Rivethead - Ben Hamper [52]
“How about takin’ a stab at it?” the guy asked me after a while. “You're not gonna get the feel of the job sittin’ up there on the bench.”
I politely declined. I didn't want to learn any portion of this monster maze before it was absolutely necessary. Once the bossman thought you had a reasonable grasp of the setup, he was likely to step in and turn you loose on your own. I needed to keep delaying in order to give Art some time to reel me back up to Cab Shop.
“Well, you've got three days,” the guy replied. “After that, this baby's all yours.”
I puttered around the rest of the day tryin’ my best to look like I was in deep rumination regarding the task at hand. It wasn't until the middle of the next day that I was able to track down Art. When I caught him, I practically started yanking off his shirt sleeve. Lydia had already informed him of my urgent appeal. I asked Art what he could do.
He exhaled slowly. “It's simply not that easy,” he began. “Once you've been assigned to an area it's damn near impossible to get you transferred out. Especially when that area is the Rivet Line. Not many people want to work down there so they tend to clutch on to their workers. However, I'll see what I can do about working out a trade. They won't surrender one of their bodies without a replacement in return.”
Trade? Surrender? Bodies? This was beginning to stink like some insuperable hostage shakedown. Trade positions? In that case, my trade value had to be nil. Who in their right mind would be willing to swap places with a doomed goomer from the Rivet Line? It would be like having a guy in the drunk tank asking to switch spots with a loser on death row.
By the start of my third day on the Rivet Line, it was evident that a trade was not in the offing. Art started payin’ me all this lip service about “someday in the future” and “guttin’ it out” when all he was really sayin’ was “you silly asshole, I could search from now until retirement and never run across a dupe so ignorant that he'd trade spots with you.”
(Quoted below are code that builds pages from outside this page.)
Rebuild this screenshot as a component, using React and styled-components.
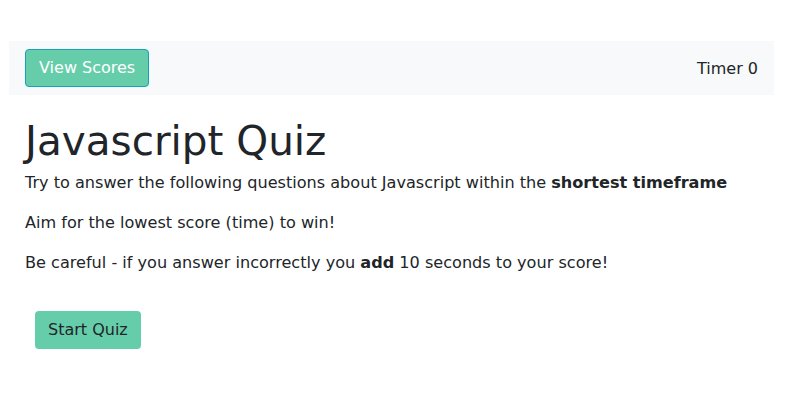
import React, { useState } from "react";
import styled, { createGlobalStyle } from "styled-components";

const GlobalStyle = createGlobalStyle`
  body {
    margin: 0;
    background: #fff;
    color: #212529;
    font-family: "DejaVu Sans", Verdana, sans-serif;
    font-size: 16px;
    line-height: 1.5;
  }
`;

const Page = styled.div`
  padding: 41px 21px 0 9px;
`;

const Navbar = styled.nav`
  display: flex;
  justify-content: space-between;
  align-items: center;
  padding: 8px 16px;
  background-color: #f8f9fa;
`;

const ScoresButton = styled.button`
  font-family: inherit;
  font-size: 16px;
  line-height: 24px;
  padding: 6px 13px;
  color: #fff;
  background-color: #66cdaa;
  border: 1px solid #17a2b8;
  border-radius: 4px;
  cursor: pointer;
`;

const Timer = styled.span`
  font-size: 16px;
  padding-top: 2px;
`;

const Content = styled.main`
  padding: 22px 16px 0;
`;

const Title = styled.h1`
  margin: 0 0 5px;
  font-size: 40.5px;
  font-weight: 400;
  line-height: 1.2;
`;

const Text = styled.p`
  margin: 0 0 16px;
  font-size: 16.1px;
`;

const StartButton = styled.button`
  margin: 20px 0 0 10px;
  font-family: inherit;
  font-size: 16px;
  line-height: 24px;
  padding: 7px 13px;
  color: #212529;
  background-color: #66cdaa;
  border: none;
  border-radius: 4px;
  cursor: pointer;
`;

export default function App() {
  const [time] = useState(0);

  return (
    <>
      <GlobalStyle />
      <Page>
        <Navbar>
          <ScoresButton>View Scores</ScoresButton>
          <Timer>Timer {time}</Timer>
        </Navbar>
        <Content>
          <Title>Javascript Quiz</Title>
          <Text>
            Try to answer the following questions about Javascript within the{" "}
            <b>shortest timeframe</b>
          </Text>
          <Text>Aim for the lowest score (time) to win!</Text>
          <Text>
            Be careful - if you answer incorrectly you <b>add</b> 10 seconds to
            your score!
          </Text>
          <StartButton>Start Quiz</StartButton>
        </Content>
      </Page>
    </>
  );
}
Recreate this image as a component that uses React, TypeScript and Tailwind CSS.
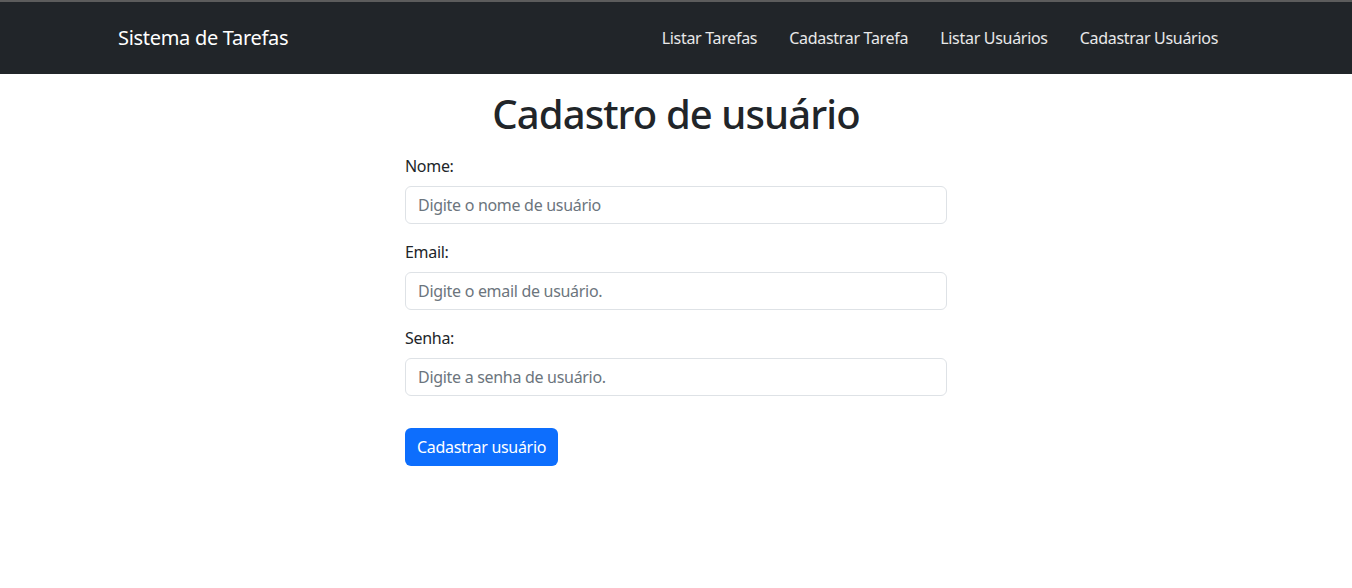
const fontStack = { fontFamily: '"Noto Sans", "Open Sans", sans-serif' };

function Field({ label, placeholder, type }: { label: string; placeholder: string; type: string }) {
  return (
    <div className="mb-4">
      <label className="mb-2 block text-base leading-6 text-[#212529]">{label}</label>
      <input
        type={type}
        placeholder={placeholder}
        className="block h-[38px] w-full rounded-md border border-[#dee2e6] bg-white px-3 text-base tracking-[-0.3px] text-[#212529] placeholder:text-[#6c757d] outline-none"
      />
    </div>
  );
}

export default function App() {
  const links = ["Listar Tarefas", "Cadastrar Tarefa", "Listar Usuários", "Cadastrar Usuários"];

  return (
    <div className="min-h-screen bg-white tracking-[-0.3px]" style={fontStack}>
      {/* Navbar */}
      <nav className="h-[74px] border-t-2 border-[#5c5c5c] bg-[#212529]">
        <div className="mx-auto flex h-full max-w-[1140px] items-center justify-between px-3">
          <span className="text-xl text-white">Sistema de Tarefas</span>
          <ul className="flex items-center">
            {links.map((l) => (
              <li key={l} className="px-4 text-base text-white/90">
                {l}
              </li>
            ))}
          </ul>
        </div>
      </nav>

      {/* Form */}
      <div className="mx-auto w-[542px]">
        <h1 className="mb-4 mt-4 text-center text-[40px] font-medium leading-[48px] tracking-[-0.9px] text-[#212529]">
          Cadastro de usuário
        </h1>
        <Field label="Nome:" placeholder="Digite o nome de usuário" type="text" />
        <Field label="Email:" placeholder="Digite o email de usuário." type="email" />
        <Field label="Senha:" placeholder="Digite a senha de usuário." type="password" />
        <button className="mt-4 h-[38px] rounded-md bg-[#0d6efd] px-3 text-base text-white">
          Cadastrar usuário
        </button>
      </div>
    </div>
  );
}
I gave up hope and surrendered to my new placement. I was to be a riveter. It was now my sworn duty to learn my job as quickly and professionally as possible. I only had one day left to perfect what they referred to as “the pinup job.” If I couldn't answer the bell after the allotted three-day break-in period, GM had every right to usher me down that nearby stairwell, past the time clocks, out the exit and point me in the general direction of nowhere. Nowhere seemed fine in a way, but it was highly doubtful that nowhere paid $12.82 an hour and fixed your rotten teeth for free.
6
MOST CALAMITIES IN LIFE EVENTUALLY FADE AWAY AND LEAVE you scratchin’ your skull as to why you allowed yourself to get so tensed in the first place. My Rivet Line anxiety was one such calamity. I soon conquered the toilsome pinup job and burrowed myself a pliable little rut. Along with the assistance of the day shift operator, I squawked and raised enough hell about the stock-building portion of the job to have it taken away and assigned elsewhere. This allowed me a little free time in between jobs—just enough to surface for air and give a quick wink to the madness.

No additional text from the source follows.